Goodwill go a long way in resolving political conflict between states, more so when people are shown how their histories converge rather than clash. The recent book by Punjabi poet Jaswant Singh Zafar, published by Chinar, on the impact of three Marathi saints Namdev, Paramanand and Bhagat Trilochan on Sikhism, is noteworthy in this context.

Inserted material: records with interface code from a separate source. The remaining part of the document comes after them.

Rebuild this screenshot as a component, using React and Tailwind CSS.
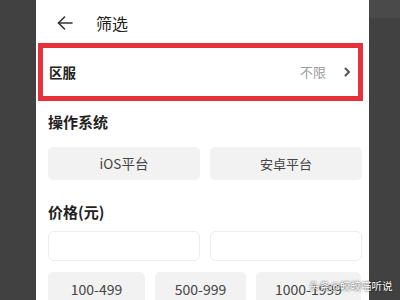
const PRICES = [
  { label: '100-499', w: 'w-[97px]' },
  { label: '500-999', w: 'w-[91px]' },
  { label: '1000-1999', w: 'w-[105px]' },
]

function BackArrow() {
  return (
    <svg width="16" height="14" viewBox="0 0 16 14" fill="none" stroke="#333" strokeWidth="1.6" strokeLinecap="round" strokeLinejoin="round">
      <path d="M15 7H1.5" />
      <path d="M7.5 1L1.5 7l6 6" />
    </svg>
  )
}

export default function App() {
  return (
    <div
      className="relative flex h-[300px] w-[400px] overflow-hidden bg-[#414141]"
      style={{ fontFamily: '"Noto Sans CJK SC", "Noto Sans", sans-serif' }}
    >
      <div className="w-[36px] shrink-0 bg-[#414141]" />

      <div className="flex w-[333px] shrink-0 flex-col bg-white">
        <div className="flex h-[43px] shrink-0 items-center pt-[3px]">
          <div className="ml-[21px] flex w-[16px] items-center">
            <BackArrow />
          </div>
          <span className="ml-[23px] text-[16px] leading-none text-[#222]">筛选</span>
        </div>

        <div className="ml-[2px] flex h-[58px] w-[325px] shrink-0 items-center justify-between border-[5px] border-[#e5323b] pl-[6px] pr-[7px]">
          <span className="text-[13.5px] font-bold text-[#222]">区服</span>
          <div className="flex items-center gap-[18px]">
            <span className="text-[13px] text-[#9a9a9a]">不限</span>
            <svg width="7" height="10" viewBox="0 0 7 10" fill="none" stroke="#555" strokeWidth="2" strokeLinecap="round" strokeLinejoin="round">
              <path d="M1.5 1.5L5 5l-3.5 3.5" />
            </svg>
          </div>
        </div>

        <div className="ml-[12px] mt-[11px] text-[15px] font-bold leading-[20px] text-[#222]">操作系统</div>

        <div className="ml-[12px] mt-[15px] flex gap-[10px]">
          <div className="flex h-[33px] w-[152px] items-center justify-center rounded-[5px] bg-[#f2f2f2] text-[13.5px] text-[#444]">
            iOS平台
          </div>
          <div className="flex h-[33px] w-[152px] items-center justify-center rounded-[5px] bg-[#f2f2f2] text-[13px] text-[#444]">
            安卓平台
          </div>
        </div>

        <div className="ml-[12px] mt-[22px] text-[15px] font-bold leading-[20px] text-[#222]">价格(元)</div>

        <div className="ml-[12px] mt-[9px] flex gap-[10px]">
          <div className="h-[30px] w-[152px] rounded-[6px] border border-[#ededed] bg-white" />
          <div className="h-[30px] w-[152px] rounded-[6px] border border-[#ededed] bg-white" />
        </div>

        <div className="ml-[12px] mt-[11px] flex gap-[10px]">
          {PRICES.map((item) => (
            <div
              key={item.label}
              className={`flex h-[34px] shrink-0 items-center justify-center rounded-[5px] bg-[#f2f2f2] text-[14px] text-[#444] ${item.w}`}
            >
              {item.label}
            </div>
          ))}
        </div>
      </div>

      <div className="flex flex-1 flex-col bg-[#414141]">
        <div className="h-[18px] bg-[#4a4a4a]" />
      </div>

      <span
        className="absolute left-[309px] top-[278px] whitespace-nowrap text-[10.5px] leading-[16px] text-white"
        style={{ textShadow: '0 0 2px rgba(0,0,0,0.9)' }}
      >
        头条@皎皎喵听说
      </span>
    </div>
  )
}
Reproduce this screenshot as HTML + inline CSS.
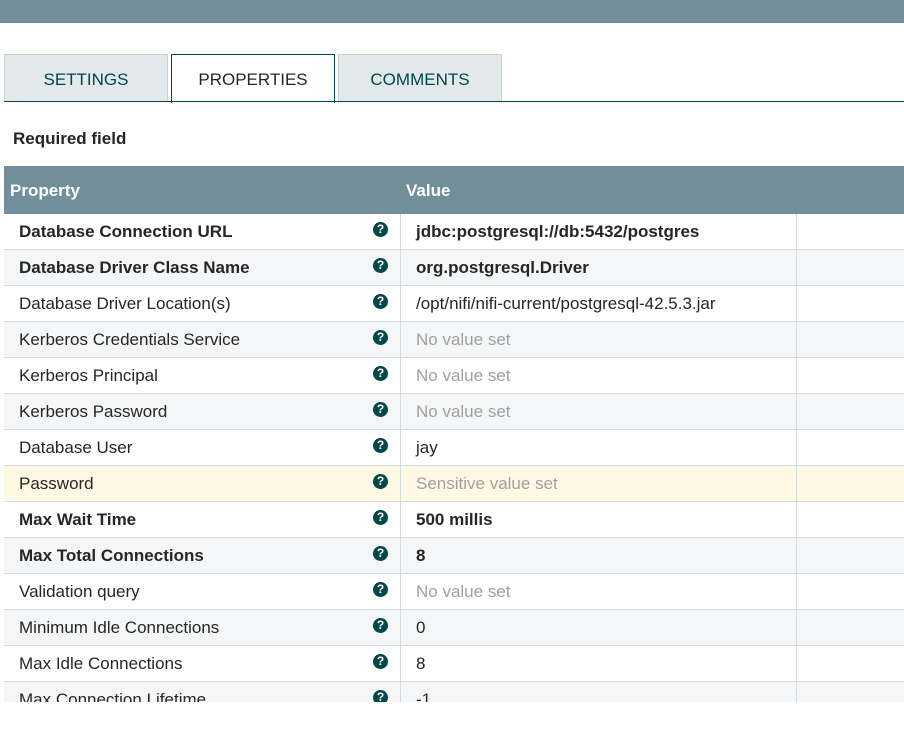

The reader was happy to notice the actual examples of their saints' resonance in the holy text of Sikh Shri Guru Granthsahib; happier because the 88th All India Marathi Literary Festival (April 2015) was held in Ghuman (Punjab) where Namdev spent his last years. “There was a need to tell the Marathi world that one of their saints is revered in a faraway land. It serves a positive purpose in today's us-versus-them climate,” observes Talnikar, who rendered Zafar into Marathi.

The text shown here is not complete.